Сегодня ситуация обостряется тем, что литературное наследие собирается не только на книжных полках, но и на страницах Интернета. Область поиска расширяется, нервозность всё больше. И хотя ещё несколько лет назад возникал вопрос: «Интернет - зло или благо?», то сегодня этот вопрос возникает реже или не возникает совсем. Интернет - это часть современной нам реальности. Это объективно существующее явление, и оно, как и всякое другое, имеет свои положительные и отрицательные стороны. Стоит признать - больше положительных сторон. Для меня это признание даётся нелегко, ибо девять лет назад я наливалась яростью, когда мне говорили, что Интернет скоро станет явлением таким же повсеместным, как автомобили на дорогах, в отличие от библиотек и книжных магазинов, которые сойдут на нет. Честно сказать, последнее меня злит и теперь. Скорее оттого, что я человек, сильно пропитанный классикой. И несмотря на то, что я не люблю библиотек, поход в книжный магазин для меня всё-таки что-то да значит. Книги я до сих пор читаю преимущественно в бумажном их варианте. Ничего не поделаешь - consuetudo est altera natura.
Дело вот ещё в чём, я всё-таки верю, что мы не вправе забывать предшественников.

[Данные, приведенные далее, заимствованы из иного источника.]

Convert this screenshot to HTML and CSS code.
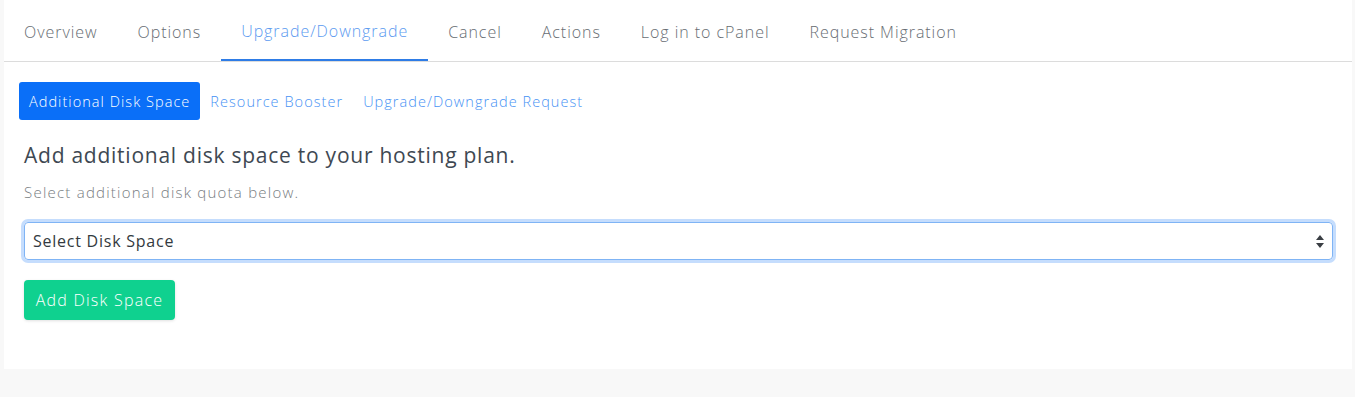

И с грустью отмечаю, что я многого не знаю. Не я одна. Но это не утешение. И я верю, что если не читать классиков, хорошей современной литературы создать невозможно. Впрочем, и хорошей речи, не читая классиков, не выучиться. Это уж так есть, и никак этого не поменять.
Интернет - обширный «развал», и, кроме стихов очередного новоиспеченного (лже)автора, находишь здесь имена, вполне заслуживающие внимания, интереса, обсуждения. Находятся здесь и имена известные, а с ними произведения, недоступные почти нигде, кроме как в «паутине». Стихи Софии Яковлевны Парнок, например, издавались всего-то пару раз после её смерти (в 1979 и в 1998 гг.) и весьма скромными тиражами. Мне удалось когда-то выпросить книжечку у сокурсницы (та вдруг в нашем разговоре о поэтессах Серебряного века обронила, что у неё есть сборник Парнок), чтобы растравиться этими стихами и скрепя сердце отдать книжечку через неделю - на больше не дали: слишком дорога.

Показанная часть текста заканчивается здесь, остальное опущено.